Sometimes input for document processing tasks such as: OCR, table detection or text segmentation can be scan or photo taken from hand that do not have ideal perspective - is rotated or spatially distorted in some way (warped document). If you are looking for my recommendations go straight to the last section of this article Summary and recommendations. This article was inspired by list of OCR-related project posted on the list awesome-ocr. To give readers intuition of popularity of the project - information about GiHub stars is added to each project (as of Feb 2022 - time of writing this article).

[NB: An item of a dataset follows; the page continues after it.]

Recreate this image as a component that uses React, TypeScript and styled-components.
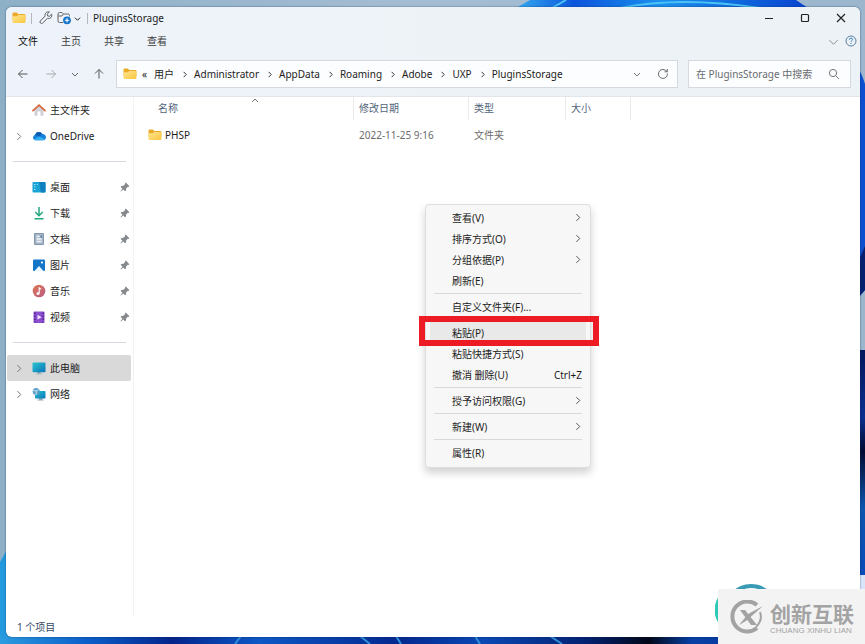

To differentiate actively developed projects from ones that don’t get commits anymore - date of last commit was added.
Typical approach for deskewing
The deskewing is typically realized by using Canny Edge Detection and Hough Transform to determine angle of rotation (skew) and then applying rotation in opposite direction.
Typical approach for dewarping
Reconstruction of spatial (3D) structure of the document is typically done using Deep Learning approach.
List of approaches presented in this article
- Summary and recommendations
Page dewarp (1.1k stars)
Last commit: Oct 2016, but reworked version is actively developed (last commit: 24 Jan 2022)
page_dewarp - Page dewarping and thresholding using a “cubic sheet” model
Read more here: Page dewarping
NOTE: It is written in Python but using Python 2.
Since original work of mzucker was written in Python 2 and not
developed further there was initiative to renovate the original
scripts and there is
is also available on Pypi, and it is pip installable (
pip install page-dewarp)
MORAN (579 stars)
Last commit: 30 Jul 2019
MORAN_v2 - A Multi-Object Rectified Attention Network for Scene Text Recognition
Written in Python, using PyTorch
NOTE: The project is only free for academic research purposes.
DewarpNet (291 stars)
Last commit: 6 Sep 2021
DewarpNet project web page. Here is how authors characterize their solution in the abstract of the paper:
DewarpNet, a deep learning approach for document image unwarping from a single image. Our insight is that the 3D geometry of the document not only determines the warping of its texture but also causes the illumination effects. Therefore, our novelty resides on the explicit modeling of 3D shape for document paper in an end-to-end pipeline.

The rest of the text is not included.